Instructions for the task = Identify the lines bearing the string "components" and gather them.

Supplied entries =
******************************
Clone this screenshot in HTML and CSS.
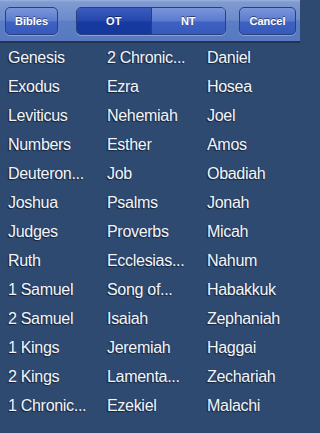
FILE: index.html
```html
<!DOCTYPE html>
<html>
<head>
<meta charset="utf-8">
<link rel="stylesheet" href="styles.css">
</head>
<body>
<div class="toolbar">
  <div class="btn">Bibles</div>
  <div class="seg">
    <div class="seg-item selected">OT</div>
    <div class="seg-item">NT</div>
  </div>
  <div class="btn">Cancel</div>
</div>
<div class="books">
  <div class="book">Genesis</div>
  <div class="book">Exodus</div>
  <div class="book">Leviticus</div>
  <div class="book">Numbers</div>
  <div class="book">Deuteron...</div>
  <div class="book">Joshua</div>
  <div class="book">Judges</div>
  <div class="book">Ruth</div>
  <div class="book">1 Samuel</div>
  <div class="book">2 Samuel</div>
  <div class="book">1 Kings</div>
  <div class="book">2 Kings</div>
  <div class="book">1 Chronic...</div>
  <div class="book">2 Chronic...</div>
  <div class="book">Ezra</div>
  <div class="book">Nehemiah</div>
  <div class="book">Esther</div>
  <div class="book">Job</div>
  <div class="book">Psalms</div>
  <div class="book">Proverbs</div>
  <div class="book">Ecclesias...</div>
  <div class="book">Song of...</div>
  <div class="book">Isaiah</div>
  <div class="book">Jeremiah</div>
  <div class="book">Lamenta...</div>
  <div class="book">Ezekiel</div>
  <div class="book">Daniel</div>
  <div class="book">Hosea</div>
  <div class="book">Joel</div>
  <div class="book">Amos</div>
  <div class="book">Obadiah</div>
  <div class="book">Jonah</div>
  <div class="book">Micah</div>
  <div class="book">Nahum</div>
  <div class="book">Habakkuk</div>
  <div class="book">Zephaniah</div>
  <div class="book">Haggai</div>
  <div class="book">Zechariah</div>
  <div class="book">Malachi</div>
</div>
</body>
</html>
```

FILE: styles.css
```css
html, body {
  margin: 0;
  padding: 0;
}
body {
  width: 300px;
  height: 433px;
  overflow: hidden;
  background: #2f4a71;
  font-family: "Liberation Sans", Arial, sans-serif;
}
.toolbar {
  height: 41px;
  box-sizing: border-box;
  padding: 7px 4px 0 5px;
  display: flex;
  align-items: flex-start;
  background: linear-gradient(to bottom, #9bb1dc 0px, #7f9bd1 2px, #6d8bca 20px, #5c7ec4 21px, #5779c1 41px);
  border-bottom: 2px solid #25324f;
  height: 43px;
}
.btn {
  height: 28px;
  box-sizing: border-box;
  padding: 0 7px;
  border: 1px solid #2b3f7e;
  border-radius: 5px;
  background: linear-gradient(to bottom, #7b96d9 0px, #5a7ad0 13px, #3e62c2 14px, #3558bb 28px);
  box-shadow: 0 1px 0 rgba(180,200,240,0.5);
  color: #fff;
  font-weight: bold;
  font-size: 11px;
  display: flex;
  align-items: center;
  justify-content: center;
  text-shadow: 0 -1px 0 rgba(0,0,0,0.5);
}
.toolbar .btn:first-child { width: 53px; }
.toolbar .btn:last-child { width: 57px; margin-left: auto; }
.seg {
  margin-left: 18px;
  display: flex;
  width: 150px;
  height: 28px;
  box-sizing: border-box;
  border: 1px solid #2b3f7e;
  border-radius: 5px;
  overflow: hidden;
  box-shadow: 0 1px 0 rgba(180,200,240,0.5);
}
.seg-item {
  flex: 1;
  display: flex;
  align-items: center;
  justify-content: center;
  color: #fff;
  font-weight: bold;
  font-size: 11px;
  text-shadow: 0 -1px 0 rgba(0,0,0,0.5);
  background: linear-gradient(to bottom, #7b96d9 0px, #5a7ad0 13px, #3e62c2 14px, #3558bb 28px);
}
.seg-item + .seg-item {
  border-left: 1px solid #2b3f7e;
}
.seg-item.selected {
  background: linear-gradient(to bottom, #3a5bc0 0px, #2546ab 13px, #163aa0 14px, #14389c 28px);
}
.books {
  display: grid;
  grid-auto-flow: column;
  grid-template-rows: repeat(13, 29px);
  grid-template-columns: 99px 100px 93px;
  padding-left: 8px;
}
.book {
  color: #f2f4f8;
  font-size: 16px;
  line-height: 29px;
  letter-spacing: -0.3px;
  white-space: nowrap;
  text-shadow: -1px 1px 1px rgba(0,0,0,0.55);
}
```
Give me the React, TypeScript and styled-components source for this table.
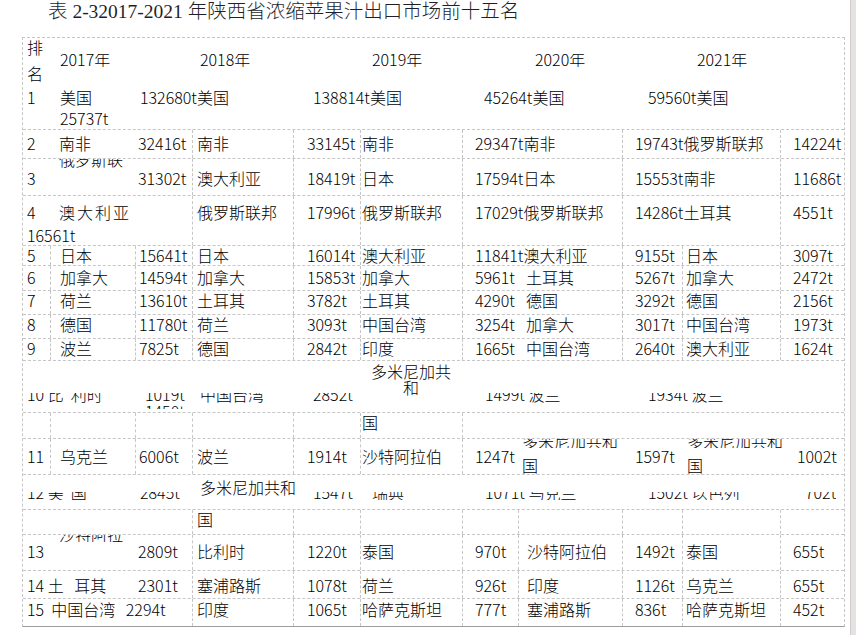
import React from 'react'
import styled, { createGlobalStyle } from 'styled-components'

// column widths of the export table (rank, then country / tonnage per year)
const COLS = [27, 85, 57, 101, 67, 102, 56, 104, 60, 98, 64]
const PL = [4, 9, 3, 4, 13, 1, 12, 8, 12, 3, 12]
const DASH = '1px dashed #c6c6c6'
const track = (cols: number[]) => cols.map((c) => `${c}px`).join(' ')

type Seg = [number, number, boolean]

const LAYOUT: Record<'A' | 'B' | 'C' | 'D', Seg[]> = {
  A: [[0, 1, false], [1, 1, false], [2, 1, false], [3, 1, true], [4, 1, true], [5, 1, true], [6, 2, true], [8, 2, true], [10, 1, true]],
  B: [[0, 1, false], [1, 1, true], [2, 1, true], [3, 1, true], [4, 1, true], [5, 1, true], [6, 1, true], [7, 1, false], [8, 1, true], [9, 1, true], [10, 1, true]],
  C: [[0, 1, false], [1, 1, true], [2, 1, true], [3, 1, true], [4, 1, true], [5, 1, true], [6, 5, true]],
  D: [[0, 1, false], [1, 1, false], [2, 1, false], [3, 1, true], [4, 1, true], [5, 1, true], [6, 1, true], [7, 1, true], [8, 1, true], [9, 1, true], [10, 1, true]],
}

const GlobalStyle = createGlobalStyle`
  * { box-sizing: border-box; }
  body {
    margin: 0;
    background: #fff;
    color: #000;
    font-family: 'Noto Sans CJK SC', 'Liberation Sans', sans-serif;
  }
`

const Page = styled.div`
  display: flex;
  width: 856px;
  height: 635px;
  overflow: hidden;
`

const Sheet = styled.div`
  flex: 1;
  padding-left: 22px;
`

const Edge = styled.div`
  width: 6px;
  background: #e5e2e2;
  border-left: 1px solid #d2cdcd;
`

const Title = styled.h1`
  margin: 0 0 13px 26px;
  font: 300 19.5px/24px 'Liberation Serif', 'Noto Sans CJK SC', serif;
  color: #1f1f2c;
  white-space: nowrap;
`

const Table = styled.div`
  width: 823px;
  border: ${DASH};
  border-bottom: 1px solid #9c9c9c;
  font-size: 16px;
  font-weight: 300;
  line-height: 18px;
`

const Row = styled.div<{ $h: number; $pt?: number }>`
  display: grid;
  grid-template-columns: ${track(COLS)};
  height: ${(p) => p.$h}px;
  --pt: ${(p) => p.$pt ?? 0}px;

  & + & {
    border-top: ${DASH};
  }
`

const Band = styled.div<{ $h?: number; $pt?: number; $cols?: number[] }>`
  display: grid;
  grid-template-columns: ${(p) => track(p.$cols ?? COLS)};
  height: ${(p) => (p.$h ? `${p.$h}px` : 'auto')};
  --pt: ${(p) => p.$pt ?? 0}px;
`

const Cell = styled.div<{ $span?: number; $line?: boolean; $pl?: number }>`
  grid-column: span ${(p) => p.$span ?? 1};
  border-left: ${(p) => (p.$line ? DASH : 'none')};
  padding: var(--pt) 0 0 ${(p) => p.$pl ?? 0}px;
  white-space: pre;
  min-width: 0;
`

// a line of text of which only a slice shows (the print export cut it)
const Clip = styled.div<{ $h: number; $off: number; $mt?: number }>`
  width: max-content;
  height: ${(p) => p.$h}px;
  margin-top: ${(p) => p.$mt ?? 0}px;
  overflow: hidden;

  & > span {
    display: block;
    margin-top: ${(p) => -p.$off}px;
  }
`

const Line = styled.div<{ $mt?: number }>`
  margin-top: ${(p) => p.$mt ?? 0}px;
`

const Stack = styled.div`
  margin-top: -4px;
  line-height: 26px;
`

const Wrap = styled.div`
  padding-top: 2px;
  line-height: 16px;
  text-align: center;
`

const Spread = styled.span`
  letter-spacing: 2px;
`

const Year = ({ children }: { children: string }) => (
  <Clip $h={13} $off={4} $mt={16}>
    <span>{children}</span>
  </Clip>
)

const Cut = ({ children, h = 10, off = 8, mt = 0 }: { children: string; h?: number; off?: number; mt?: number }) => (
  <Clip $h={h} $off={off} $mt={mt}>
    <span>{children}</span>
  </Clip>
)

const DataRow = ({
  h,
  pt,
  layout,
  cells,
}: {
  h: number
  pt: number
  layout: keyof typeof LAYOUT
  cells: React.ReactNode[]
}) => (
  <Row $h={h} $pt={pt}>
    {LAYOUT[layout].map(([start, span, line], i) => (
      <Cell key={i} $span={span} $line={line} $pl={PL[start]}>
        {cells[i]}
      </Cell>
    ))}
  </Row>
)

const FIVE_ROWS: { h: number; pt: number; cells: string[] }[] = [
  { h: 20, pt: 0, cells: ['5', '日本', '15641t', '日本', '16014t', '澳大利亚', '11841t澳大利亚', '', '9155t', '日本', '3097t'] },
  { h: 25, pt: 2, cells: ['6', '加拿大', '14594t', '加拿大', '15853t', '加拿大', '5961t', '土耳其', '5267t', '加拿大', '2472t'] },
  { h: 24, pt: 0, cells: ['7', '荷兰', '13610t', '土耳其', '3782t', '土耳其', '4290t', '德国', '3292t', '德国', '2156t'] },
  { h: 24, pt: 0, cells: ['8', '德国', '11780t', '荷兰', '3093t', '中国台湾', '3254t', '加拿大', '3017t', '中国台湾', '1973t'] },
  { h: 22, pt: 0, cells: ['9', '波兰', '7825t', '德国', '2842t', '印度', '1665t', '中国台湾', '2640t', '澳大利亚', '1624t'] },
]

const TAIL_ROWS: { h: number; pt: number; cells: React.ReactNode[] }[] = [
  {
    h: 36,
    pt: 7,
    cells: ['13', <Cut h={7} off={10} mt={-7}>沙特阿拉</Cut>, '2809t', '比利时', '1220t', '泰国', '970t', '沙特阿拉伯', '1492t', '泰国', '655t'],
  },
  { h: 28, pt: 5, cells: ['14 土   耳其', '', '2301t', '塞浦路斯', '1078t', '荷兰', '926t', '印度', '1126t', '乌克兰', '655t'] },
  { h: 28, pt: 1, cells: ['15  中国台湾   2294t', '', '', '印度', '1065t', '哈萨克斯坦', '777t', '塞浦路斯', '836t', '哈萨克斯坦', '452t'] },
]

const Dominica = () => (
  <>
    <Cut h={9} off={7} mt={-8}>多米尼加共和</Cut>
    <Line $mt={8}>国</Line>
  </>
)

export default function App() {
  return (
    <Page>
      <GlobalStyle />
      <Sheet>
        <Title>表 2-32017-2021 年陕西省浓缩苹果汁出口市场前十五名</Title>
        <Table>
          <Row $h={91}>
            <Cell $span={11}>
              <Band $h={48}>
                <Cell $pl={4}>
                  <Stack>
                    排<br />名
                  </Stack>
                </Cell>
                <Cell $span={2} $pl={10}><Year>2017年</Year></Cell>
                <Cell $span={2} $pl={8}><Year>2018年</Year></Cell>
                <Cell $span={2} $pl={12}><Year>2019年</Year></Cell>
                <Cell $span={2} $pl={17}><Year>2020年</Year></Cell>
                <Cell $span={2} $pl={15}><Year>2021年</Year></Cell>
              </Band>
              <Band $pt={2}>
                <Cell $pl={4}>1</Cell>
                <Cell $pl={10}>
                  美国
                  <Line $mt={3}>25737t</Line>
                </Cell>
                <Cell $span={2} $pl={5}>132680t美国</Cell>
                <Cell $span={2} $pl={20}>138814t美国</Cell>
                <Cell $span={2} $pl={22}>45264t美国</Cell>
                <Cell $span={3} $pl={26}>59560t美国</Cell>
              </Band>
            </Cell>
          </Row>

          <DataRow h={29} pt={4} layout="A" cells={['2', '南非', '32416t', '南非', '33145t', '南非', '29347t南非', '19743t俄罗斯联邦', '14224t']} />
          <DataRow
            h={37}
            pt={10}
            layout="A"
            cells={['3', <Cut h={9} off={9} mt={-10}>俄罗斯联</Cut>, '31302t', '澳大利亚', '18419t', '日本', '17594t日本', '15553t南非', '11686t']}
          />
          <DataRow
            h={50}
            pt={7}
            layout="A"
            cells={[
              <>
                4<Line $mt={5}>16561t</Line>
              </>,
              <Spread>澳大利亚</Spread>,
              '',
              '俄罗斯联邦',
              '17996t',
              '俄罗斯联邦',
              '17029t俄罗斯联邦',
              '14286t土耳其',
              '4551t',
            ]}
          />
          {FIVE_ROWS.map((r) => (
            <DataRow key={r.cells[0]} h={r.h} pt={r.pt} layout="B" cells={r.cells} />
          ))}

          <Row $h={52}>
            <Cell $span={11}>
              <Band $h={32}>
                <Cell $span={5} />
                <Cell>
                  <Wrap>
                    多米尼加共<br />和
                  </Wrap>
                </Cell>
              </Band>
              <Band>
                <Cell $pl={4}><Cut>{'10 比  利时'}</Cut></Cell>
                <Cell />
                <Cell $pl={10}>
                  <Cut>1019t</Cut>
                  <Cut h={6} off={1}>1450t</Cut>
                </Cell>
                <Cell $pl={8}><Cut>中国台湾</Cut></Cell>
                <Cell $span={2} $pl={20}><Cut>2852t</Cut></Cell>
                <Cell $span={2} $pl={23}><Cut>1499t 波兰</Cut></Cell>
                <Cell $span={3} $pl={26}><Cut>1934t 波兰</Cut></Cell>
              </Band>
            </Cell>
          </Row>
          <DataRow h={26} pt={0} layout="C" cells={['', '', '', '', '', '国', '']} />
          <DataRow
            h={36}
            pt={8}
            layout="C"
            cells={[
              '11',
              '乌克兰',
              '6006t',
              '波兰',
              '1914t',
              '沙特阿拉伯',
              <Band $pt={0} $cols={[44, 104, 60, 98, 63]}>
                <Cell>1247t</Cell>
                <Cell $pl={3}><Dominica /></Cell>
                <Cell $pl={12}>1597t</Cell>
                <Cell $pl={4}><Dominica /></Cell>
                <Cell $pl={16}>1002t</Cell>
              </Band>,
            ]}
          />

          <Row $h={35}>
            <Cell $span={11}>
              <Band>
                <Cell $span={2} $pl={4}><Cut h={8} off={9} mt={17}>{'12 美  国  *'}</Cut></Cell>
                <Cell $pl={5}><Cut h={8} off={9} mt={17}>2845t</Cut></Cell>
                <Cell $pl={8}><Line $mt={3}>多米尼加共和</Line></Cell>
                <Cell $pl={20}><Cut h={8} off={9} mt={17}>1547t</Cut></Cell>
                <Cell $pl={12}><Cut h={8} off={9} mt={17}>瑞典</Cut></Cell>
                <Cell $span={2} $pl={23}><Cut h={8} off={9} mt={17}>1071t 乌克兰</Cut></Cell>
                <Cell $span={2} $pl={26}><Cut h={8} off={9} mt={17}>1502t 以色列</Cut></Cell>
                <Cell $pl={25}><Cut h={8} off={9} mt={17}>702t</Cut></Cell>
              </Band>
            </Cell>
          </Row>
          <DataRow h={25} pt={0} layout="D" cells={['', '', '', '国']} />
          {TAIL_ROWS.map((r, i) => (
            <DataRow key={i} h={r.h} pt={r.pt} layout="D" cells={r.cells} />
          ))}
        </Table>
      </Sheet>
      <Edge />
    </Page>
  )
}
******************************
Expected output =
Give me the React, TypeScript and styled-components source for this table.
import styled, { createGlobalStyle } from 'styled-components'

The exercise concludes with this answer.